Lawrence Lessig ... speaking to a packed house at the DIA user conference keynote.

Lawrence Lessig at the DIA User Conference

(ot) Seating nailed down at the power strip oasis. Why are there never enough outlets? airports are a special offender in this ... or, maybe i should think about a computer with more than 30 seconds of battery life.

DIA board member Ed Walters with the intro.

So here's LL:

We need a "declaration of independence"

... we get stuck in the "pattern of 4ths ..." we wake up every four years, and then go back to sleep.

"our 'thursday night out'" + thunder sound effect. nice.

everything is focused on this one year, as if it can save us.

but ... of course it can't.

thesis: the framers failed. apostasy! what's next, Charles Beard???

ergo: "no golden past" ... we're much better today in many ways.

number of lobbyists and cost of lobbyists in 2000 have both doubled. (maybe that latter is the collapse of the dollar ...) -- business is willing to "invest" in them.

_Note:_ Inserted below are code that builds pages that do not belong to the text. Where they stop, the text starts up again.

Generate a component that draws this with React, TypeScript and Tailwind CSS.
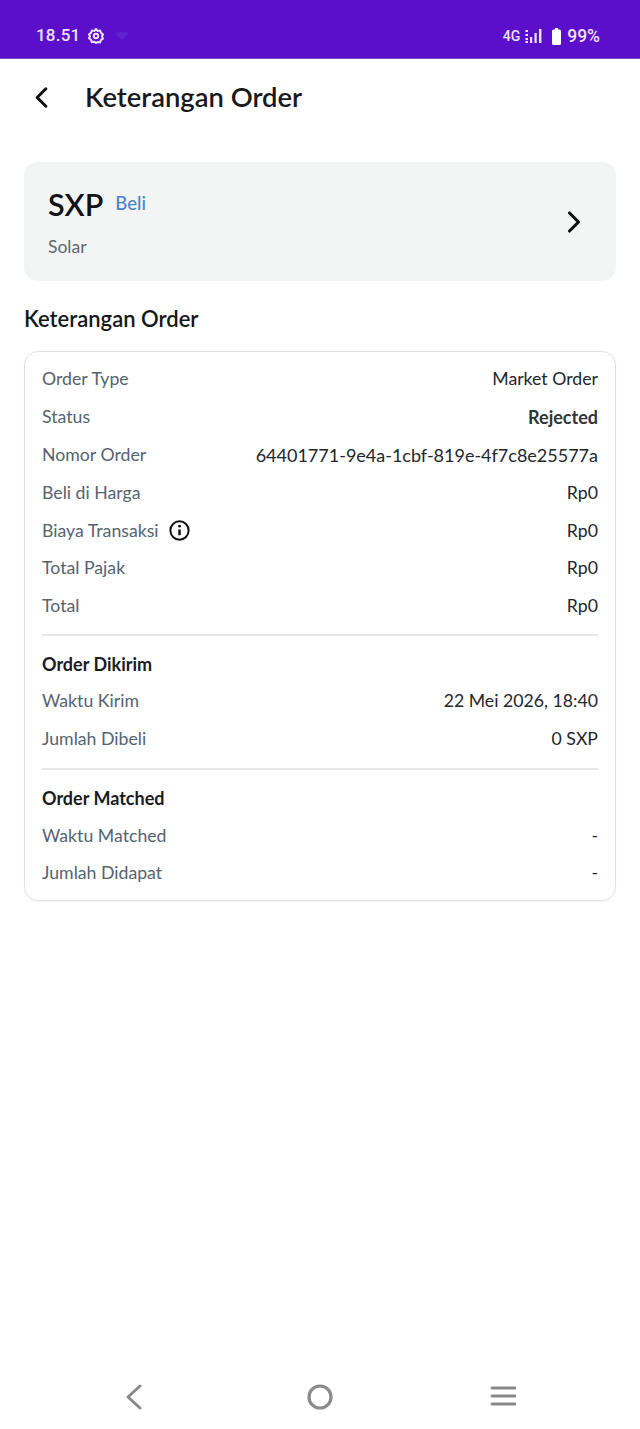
import { ChevronLeft, ChevronRight } from "lucide-react";

const ROW_LABEL = "text-[17.7px] leading-[22px] text-[#56636f]";
const ROW_VALUE = "text-[17.7px] leading-[22px] text-[#22272b]";

function Row({ label, value, bold, info, wide }: { label: string; value: string; bold?: boolean; info?: boolean; wide?: boolean }) {
  return (
    <div className="flex h-[37.8px] items-center justify-between">
      <div className="flex items-center gap-[10px]">
        <span className={ROW_LABEL}>{label}</span>
        {info && (
          <svg width="21" height="21" viewBox="0 0 20 20" fill="none" stroke="#111" strokeWidth="1.900">
            <circle cx="10" cy="10" r="8.700" />
            <path d="M10 9v5.500" strokeWidth="2.400" />
            <circle cx="10" cy="5.900" r="1.300" fill="#111" stroke="none" />
          </svg>
        )}
      </div>
      <span className={bold ? "text-[18px] leading-[22px] font-bold text-[#2f3438]" : wide ? "text-[18px] leading-[22px] text-[#22272b]" : ROW_VALUE}>{value}</span>
    </div>
  );
}

function StatusBar() {
  return (
    <div className="flex h-[59px] items-center justify-between border-b border-[#7d4fc0] bg-[#5a0fcb] pt-[14px] pr-[40px] pl-[36px] font-['Roboto',sans-serif] text-[#eee3fa]">
      <div className="flex items-center gap-[8px]">
        <span className="text-[17px] font-medium tracking-[0.2px]">18.51</span>
        <svg width="16" height="16" viewBox="0 0 16 16" fill="none" stroke="#eee3fa" strokeWidth="2">
          <path d="M8 1l1.600 1.900 2.500-.3.900 2.300 2 1.500L14 8.400l.9 2.200-2 1.500-.9 2.300-2.500-.3L8 15l-1.600-1.200-2.500.3-.9-2.300-2-1.500L2 8.400 1 6.400l2-1.500.9-2.300 2.500.3z" />
          <circle cx="8" cy="8" r="2.200" />
        </svg>
        <svg className="ml-[3px]" width="14" height="10" viewBox="0 0 14 10" fill="#6322cf">
          <path d="M0 2.500C3.500 0 10.500 0 14 2.500L7 9z" />
        </svg>
      </div>
      <div className="flex items-center">
        <span className="text-[14px] font-medium">4G</span>
        <svg className="ml-[5px]" width="18" height="16" viewBox="0 0 18 16" fill="#eee3fa">
          <rect x="0.500" y="2" width="2.500" height="2" />
          <rect x="0.500" y="6" width="2.500" height="2" />
          <rect x="0.500" y="10" width="2.500" height="2" />
          <rect x="0.500" y="13" width="2.500" height="2" />
          <rect x="5" y="9" width="2.200" height="6" />
          <rect x="9.500" y="5" width="2.200" height="10" />
          <rect x="14" y="1" width="2.400" height="14" />
        </svg>
        <svg className="ml-[9px]" width="9" height="17" viewBox="0 0 9 17" fill="#ffffff">
          <path d="M3 0h3v1.500h1.500A1.500 1.500 0 0 1 9 3v12.500a1.500 1.500 0 0 1-1.500 1.500h-6A1.500 1.500 0 0 1 0 15.500V3a1.500 1.500 0 0 1 1.500-1.500H3z" />
        </svg>
        <span className="ml-[6px] text-[17.500px] font-medium">99%</span>
      </div>
    </div>
  );
}

export default function App() {
  return (
    <div className="flex min-h-[1429px] flex-col bg-white font-['Lato',sans-serif]">
      <StatusBar />

      {/* Header */}
      <div className="flex h-[77px] items-center pb-[1px] pl-[24px]">
        <ChevronLeft className="h-[35px] w-[35px] text-[#111]" strokeWidth={2.100} aria-hidden="true" />
        <h1 className="ml-[26px] text-[27.400px] leading-[36px] font-semibold text-[#17191c]">Keterangan Order</h1>
      </div>

      <div className="mt-[26px] px-[24px]">
        {/* Asset card */}
        <div className="flex h-[119px] items-center justify-between rounded-[14px] bg-[#f3f5f5] pr-[24px] pl-[24px]">
          <div className="pb-[2px]">
            <div className="flex items-start">
              <span className="text-[30.500px] leading-[40px] font-semibold text-[#111317]">SXP</span>
              <span className="mt-[7px] ml-[12px] text-[18.500px] leading-[24px] font-medium text-[#4a83ca]">Beli</span>
            </div>
            <div className="mt-[12px] text-[17.500px] leading-[22px] text-[#5e6873]">Solar</div>
          </div>
          <ChevronRight className="h-[36px] w-[36px] text-[#111]" strokeWidth={2.100} aria-hidden="true" />
        </div>

        <h2 className="mt-[24px] text-[22px] leading-[28px] font-semibold text-[#15171a]">Keterangan Order</h2>

        {/* Details */}
        <div className="mt-[18px] rounded-[14px] border border-[#dfe2e5] px-[17px] pt-[8.500px] pb-[8px] shadow-[0_1px_2px_rgba(0,0,0,0.05)]">
          <Row label="Order Type" value="Market Order" />
          <Row label="Status" value="Rejected" bold />
          <Row label="Nomor Order" value="64401771-9e4a-1cbf-819e-4f7c8e25577a" wide />
          <Row label="Beli di Harga" value="Rp0" />
          <Row label="Biaya Transaksi" value="Rp0" info />
          <Row label="Total Pajak" value="Rp0" />
          <Row label="Total" value="Rp0" />
          <div className="mt-[8.500px] border-t-2 border-[#e6e8ea]" />
          <div className="mt-[10px] flex h-[37px] items-center text-[18px] font-bold text-[#1a1c1f]">Order Dikirim</div>
          <Row label="Waktu Kirim" value="22 Mei 2026, 18:40" />
          <Row label="Jumlah Dibeli" value="0 SXP" />
          <div className="mt-[9.500px] border-t-2 border-[#e6e8ea]" />
          <div className="mt-[10px] flex h-[37px] items-center text-[18px] font-bold text-[#1a1c1f]">Order Matched</div>
          <Row label="Waktu Matched" value="-" />
          <Row label="Jumlah Didapat" value="-" />
        </div>
      </div>

      {/* Android navigation bar */}
      <div className="mt-auto flex h-[46px] items-start justify-between pr-[124px] pl-[122px]">
        <svg width="24" height="28" viewBox="0 0 24 28" fill="none" stroke="#8a8a8a" strokeWidth="3" strokeLinecap="round" strokeLinejoin="round">
          <path d="M18 3L6 14l12 11" />
        </svg>
        <svg className="ml-[3px]" width="26" height="28" viewBox="0 0 26 28" fill="none" stroke="#8a8a8a" strokeWidth="3.200">
          <circle cx="13" cy="14" r="11" />
        </svg>
        <svg width="26" height="28" viewBox="0 0 26 28" fill="none" stroke="#8a8a8a" strokeWidth="3" strokeLinecap="round">
          <path d="M2 5h23M2 13h23M2 21h23" />
        </svg>
      </div>
    </div>
  );
}
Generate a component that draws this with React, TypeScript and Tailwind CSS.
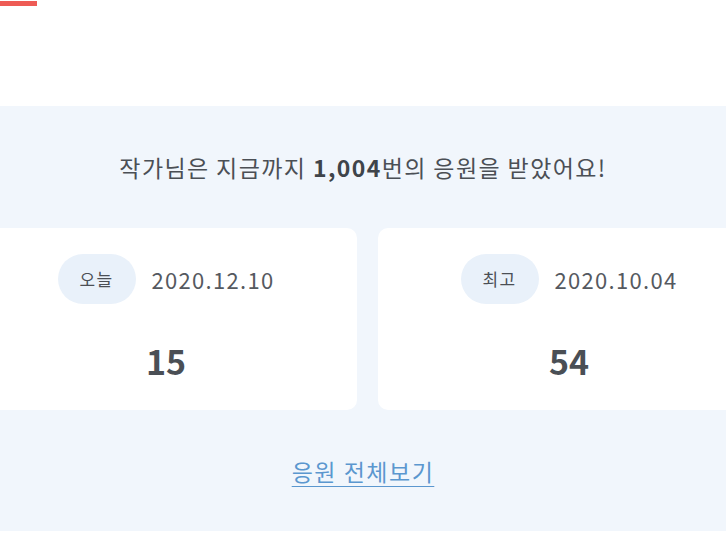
import React from 'react';

const STATS = [
  { label: '오늘', date: '2020.12.10', count: 15 },
  { label: '최고', date: '2020.10.04', count: 54 },
];

export default function App() {
  return (
    <div
      className="w-[726px] h-[544px] overflow-hidden bg-white"
      style={{ fontFamily: '"Noto Sans CJK KR", "Noto Sans", sans-serif' }}
    >
      <div className="h-[105px]">
        <div className="mt-px h-[5px] w-[37px] bg-[#ee5b55]" />
      </div>

      <section className="bg-[#f1f6fc] pt-[46px] pb-[45px]">
        <p className="text-center text-[23px] leading-[30px] text-[#4b4f55] tracking-[1.4px]">
          작가님은 지금까지 <span className="font-bold text-[#3f444a]">1,004</span>번의 응원을 받았어요!
        </p>

        <div className="mt-[46px] ml-[-25px] flex gap-[21px]">
          {STATS.map((s) => (
            <div
              key={s.label}
              className="w-[382px] shrink-0 rounded-[10px] bg-white pt-[26px] pb-[29px] flex flex-col items-center"
            >
              <div className="flex items-center gap-[16px]">
                <span className="h-[50px] w-[78px] rounded-full bg-[#e9f1fa] flex items-center justify-center text-[17px] tracking-[1.5px] text-[#4b4f55]">
                  {s.label}
                </span>
                <span className="text-[22px] text-[#55595f] tracking-[1.3px]">{s.date}</span>
              </div>
              <div className="mt-[37px] text-[34px] leading-[40px] font-bold text-[#4a4f55]">
                {s.count}
              </div>
            </div>
          ))}
        </div>

        <div className="mt-[46px] text-center">
          <a className="text-[23px] leading-[30px] text-[#5b97cf] tracking-[1.5px] underline underline-offset-[5px] decoration-1">
            응원 전체보기
          </a>
        </div>
      </section>
    </div>
  );
}
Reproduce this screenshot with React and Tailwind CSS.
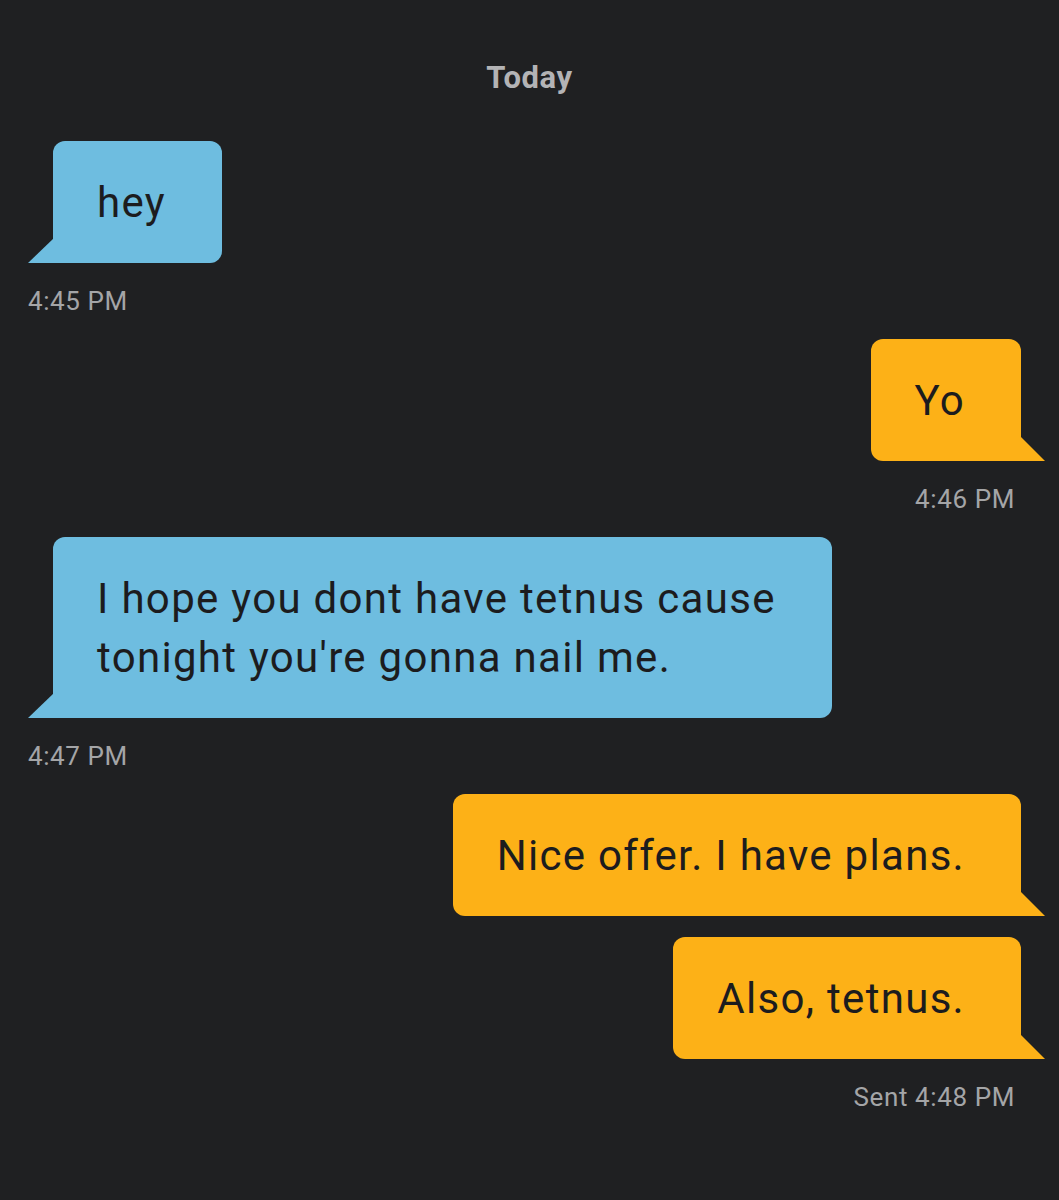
const font = { fontFamily: 'Roboto, "Liberation Sans", sans-serif' }

function Tail({ side, color }) {
  if (side === 'left') {
    return (
      <svg className="absolute bottom-0 -left-[25px]" width="26" height="25" viewBox="0 0 26 25">
        <polygon points="26,0 26,25 0,25" fill={color} />
      </svg>
    )
  }
  return (
    <svg className="absolute bottom-0 -right-[24px]" width="25" height="25" viewBox="0 0 25 25">
      <polygon points="0,0 25,25 0,25" fill={color} />
    </svg>
  )
}

function Bubble({ side, children }) {
  const left = side === 'left'
  const color = left ? '#6ebde0' : '#fdb117'
  return (
    <div
      className={
        'relative pl-[44px] pr-[56px] pt-[32px] pb-[31px] text-[42px] leading-[59px] tracking-[1.3px] text-[#1c1c1e] ' +
        (left
          ? 'self-start bg-[#6ebde0] rounded-[12px] rounded-bl-none'
          : 'self-end bg-[#fdb117] rounded-[12px] rounded-br-none')
      }
    >
      {children}
      <Tail side={side} color={color} />
    </div>
  )
}

function Stamp({ side, children }) {
  return (
    <div
      className={
        'mt-[23px] mb-[23px] text-[26px] leading-[30px] tracking-[0.6px] text-[#a4a5a7] ' +
        (side === 'left' ? 'self-start -ml-[25px]' : 'self-end mr-[6px]')
      }
    >
      {children}
    </div>
  )
}

export default function App() {
  return (
    <div className="min-h-screen w-[1059px] bg-[#1f2022]" style={font}>
      <div className="pt-[60px] text-center text-[31px] leading-[36px] font-bold tracking-[0.6px] text-[#b3b3b5]">
        Today
      </div>
      <div className="flex flex-col pl-[53px] pr-[38px] pt-[45px] pb-[60px]">
        <Bubble side="left">hey</Bubble>
        <Stamp side="left">4:45 PM</Stamp>

        <Bubble side="right">Yo</Bubble>
        <Stamp side="right">4:46 PM</Stamp>

        <Bubble side="left">
          I hope you dont have tetnus cause
          <br />
          tonight you're gonna nail me.
        </Bubble>
        <Stamp side="left">4:47 PM</Stamp>

        <Bubble side="right">Nice offer. I have plans.</Bubble>
        <div className="h-[21px]" />
        <Bubble side="right">Also, tetnus.</Bubble>
        <Stamp side="right">Sent 4:48 PM</Stamp>
      </div>
    </div>
  )
}
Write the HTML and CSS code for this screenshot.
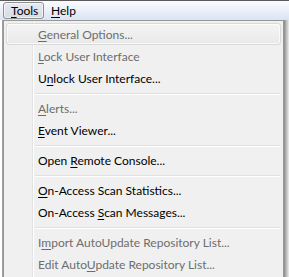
FILE: index.html
```html
<!DOCTYPE html>
<html lang="en">

    <head>
        <meta charset="UTF-8">
        <title>Tools menu</title>
        <link rel="stylesheet" href="styles.css">
    </head>

    <body>
        <div class="menubar">
            <span class="top open"><u>T</u>ools</span>
            <span class="top"><u>H</u>elp</span>
        </div>
        <div class="work">
            <div class="app-left"></div>
            <div class="popup">
                <div class="item hot off"><u>G</u>eneral Options...</div>
                <div class="item off"><u>L</u>ock User Interface</div>
                <div class="item">U<u>n</u>lock User Interface...</div>
                <div class="sep"></div>
                <div class="item off"><u>A</u>lerts...</div>
                <div class="item"><u>E</u>vent Viewer...</div>
                <div class="sep"></div>
                <div class="item">Open <u>R</u>emote Console...</div>
                <div class="sep"></div>
                <div class="item"><u>O</u>n-Access Scan Statistics...</div>
                <div class="item">On-Access <u>S</u>can Messages...</div>
                <div class="sep"></div>
                <div class="item off">I<u>m</u>port AutoUpdate Repository List...</div>
                <div class="item off">Edit Auto<u>U</u>pdate Repository List...</div>
            </div>
            <div class="app-right"></div>
        </div>
    </body>

</html>
```

FILE: styles.css
```css
* {
    margin: 0;
    padding: 0;
    box-sizing: border-box;
}

body {
    width: 289px;
    height: 277px;
    overflow: hidden;
    background: #fff;
    font-family: Lato, "Noto Sans", sans-serif;
    font-size: 12px;
    color: #000;
}

u {
    text-decoration-thickness: 1px;
    text-underline-offset: 2px;
}

.menubar {
    height: 20px;
    border-top: 1px solid #5a5a5a;
    background: linear-gradient(#fbfcfe, #dbe4f4);
    display: flex;
    align-items: center;
    padding-left: 3px;
}

.top {
    height: 17px;
    line-height: 15px;
    padding: 0 6px;
    border: 1px solid transparent;
    border-radius: 3px;
}

.top.open {
    width: 41px;
    padding-left: 7px;
    border-color: #8e8f8f;
    background: linear-gradient(#e6eaf0, #d6dbe3);
    box-shadow: inset 0 0 0 1px rgba(255, 255, 255, 0.6);
}

.work {
    display: flex;
    height: 257px;
}

.app-left {
    width: 3px;
    border-right: 1px solid #a0a0a0;
    background: #fff;
}

.popup {
    width: 281px;
    border: 1px solid #979797;
    border-bottom: 0;
    padding: 2px 2px 0 2px;
    background: #f0f0f0 linear-gradient(90deg, transparent 28px, #e2e3e3 28px, #e2e3e3 29px, #fff 29px, #fff 30px, transparent 30px);
}

.item {
    height: 22px;
    line-height: 22px;
    padding-left: 31px;
    white-space: nowrap;
    border: 1px solid transparent;
    border-radius: 3px;
}

.item.off {
    color: #6d6d6d;
}

.item.hot {
    border-color: #d9d9d9;
    background: linear-gradient(#f4f4f4, #e9e9e9);
    box-shadow: inset 0 0 0 1px rgba(255, 255, 255, 0.7);
}

.sep {
    height: 8px;
    margin-left: 29px;
    margin-right: 1px;
    border-top: 4px solid transparent;
    background: linear-gradient(#e0e0e0 1px, #fff 1px, #fff 2px, transparent 2px);
    background-clip: padding-box;
}

.app-right {
    flex: 1;
    background: linear-gradient(90deg, #8a8a8a, #b5b5b5 2px, #d8d8d8 4px, #efefef);
}
```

as he says that congress' approval rating is lower than bush's, a baby starts to cry.

"crony capitalism" is at the core of the government ... he calls this more subtle than Daniel Webster 19th century outright bribery. doesn't seem much more subtle to me.

"question people on the right need to ask is, how much extortion-enabling regulation is out there, and would public funding to elections stop it?"

but the left gets the wrong answers to the right questions. sort of vague on that one.

there are easy cases! his copyright extension case, of course, is one.

25% of our diet can come from sugar, according to the FDA, blowing off the WHO.

here's some photography:

Lawrence Lessig at the DIA User Conference

Lawrence Lessig at the DIA User Conference

global warming ... another easy question. contrasts popular media still treating global warming skepticism as legit vs. the scientific literature, and the harm of massively delaying any possible remediation.

after the example of world-screwing ecological catastrophe, saying that "trust" is the most fundamental problem caused by all this might be a little questionable...

telco immunity's up next ... democrats who switched on telco immunity got twice the contributions of dems who didn't.

"we need more than every four years in this quad-annual hope-fest" ... "we need something more sustained than this if we're to get change"

hence ... Change Congress ("[beta]" ... nice.)

references Creative Commons, which the above pictures are posted in.

so, change congress is about:

1. no $ from lobbyists/pacs
2. reform "earmarks"
3. support public finance of public elections
4. support total transparency

cites Barack Obama getting the DNC to pledge not to take lobbyist money. (where does he stand on obama's no-public-financing move? does he give any credence to the line that public financing of elections as a baseline value is obsolete?)

he says he "flung" himself from california last night at 2 in the morning. how lame am i to be hung over after the mere salsa party last night?

"there is a flaw at the core of the people's house ... that flaw is dependence. we need to change that dependency. but we won't change it through the quadannual practice of thursdays." -does he mean tuesdays? i'm totally not getting the reference. i should probably get out more.

compares it to alcoholism ... you have to solve the alcohol problem before you can do anything else -- so it's not necessarily the *worst* problem, it's the *first*, most fundamental problem.

-----

into the Q&A

-first question is on obama and the public financing. glad i wasn't the only one who caught that.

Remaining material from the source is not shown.